Objective ->
Quote all lines below exactly. Images stay out.

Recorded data
= = = =

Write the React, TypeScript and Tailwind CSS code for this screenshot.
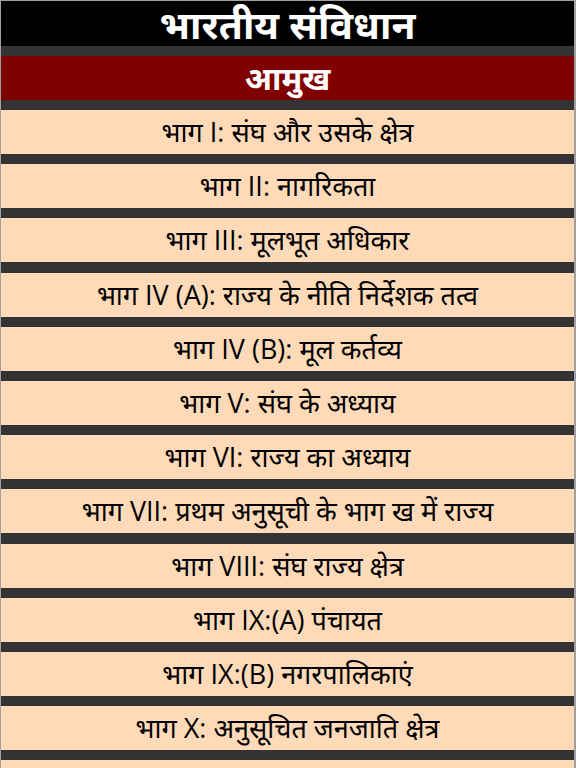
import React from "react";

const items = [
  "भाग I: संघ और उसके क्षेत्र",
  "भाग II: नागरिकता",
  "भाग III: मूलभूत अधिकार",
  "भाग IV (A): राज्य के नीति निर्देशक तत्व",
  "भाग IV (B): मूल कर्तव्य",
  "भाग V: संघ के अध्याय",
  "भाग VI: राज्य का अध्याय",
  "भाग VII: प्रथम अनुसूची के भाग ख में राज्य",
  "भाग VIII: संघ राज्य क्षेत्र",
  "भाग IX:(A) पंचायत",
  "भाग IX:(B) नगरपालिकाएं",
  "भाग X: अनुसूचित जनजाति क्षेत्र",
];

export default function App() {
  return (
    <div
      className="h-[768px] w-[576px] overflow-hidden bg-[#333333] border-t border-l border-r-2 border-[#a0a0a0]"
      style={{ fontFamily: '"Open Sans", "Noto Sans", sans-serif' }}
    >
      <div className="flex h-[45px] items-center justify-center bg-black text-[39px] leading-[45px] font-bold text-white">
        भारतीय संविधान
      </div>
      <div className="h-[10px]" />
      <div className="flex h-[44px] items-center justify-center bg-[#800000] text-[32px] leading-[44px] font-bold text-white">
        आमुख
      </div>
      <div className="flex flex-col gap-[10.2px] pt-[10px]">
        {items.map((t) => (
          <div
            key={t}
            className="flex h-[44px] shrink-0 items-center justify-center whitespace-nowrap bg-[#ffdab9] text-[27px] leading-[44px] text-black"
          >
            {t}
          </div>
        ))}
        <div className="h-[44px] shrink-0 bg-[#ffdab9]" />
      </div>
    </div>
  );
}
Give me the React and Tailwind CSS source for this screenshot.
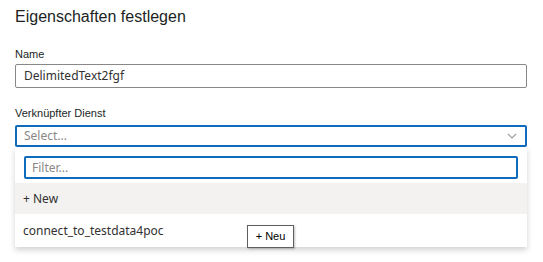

= = = =

Answer for the task ->
Write the React, TypeScript and Tailwind CSS code for this screenshot.
import React from "react";

const items = [
  "भाग I: संघ और उसके क्षेत्र",
  "भाग II: नागरिकता",
  "भाग III: मूलभूत अधिकार",
  "भाग IV (A): राज्य के नीति निर्देशक तत्व",
  "भाग IV (B): मूल कर्तव्य",
  "भाग V: संघ के अध्याय",
  "भाग VI: राज्य का अध्याय",
  "भाग VII: प्रथम अनुसूची के भाग ख में राज्य",
  "भाग VIII: संघ राज्य क्षेत्र",
  "भाग IX:(A) पंचायत",
  "भाग IX:(B) नगरपालिकाएं",
  "भाग X: अनुसूचित जनजाति क्षेत्र",
];

export default function App() {
  return (
    <div
      className="h-[768px] w-[576px] overflow-hidden bg-[#333333] border-t border-l border-r-2 border-[#a0a0a0]"
      style={{ fontFamily: '"Open Sans", "Noto Sans", sans-serif' }}
    >
      <div className="flex h-[45px] items-center justify-center bg-black text-[39px] leading-[45px] font-bold text-white">
        भारतीय संविधान
      </div>
      <div className="h-[10px]" />
      <div className="flex h-[44px] items-center justify-center bg-[#800000] text-[32px] leading-[44px] font-bold text-white">
        आमुख
      </div>
      <div className="flex flex-col gap-[10.2px] pt-[10px]">
        {items.map((t) => (
          <div
            key={t}
            className="flex h-[44px] shrink-0 items-center justify-center whitespace-nowrap bg-[#ffdab9] text-[27px] leading-[44px] text-black"
          >
            {t}
          </div>
        ))}
        <div className="h-[44px] shrink-0 bg-[#ffdab9]" />
      </div>
    </div>
  );
}
Give me the React and Tailwind CSS source for this screenshot.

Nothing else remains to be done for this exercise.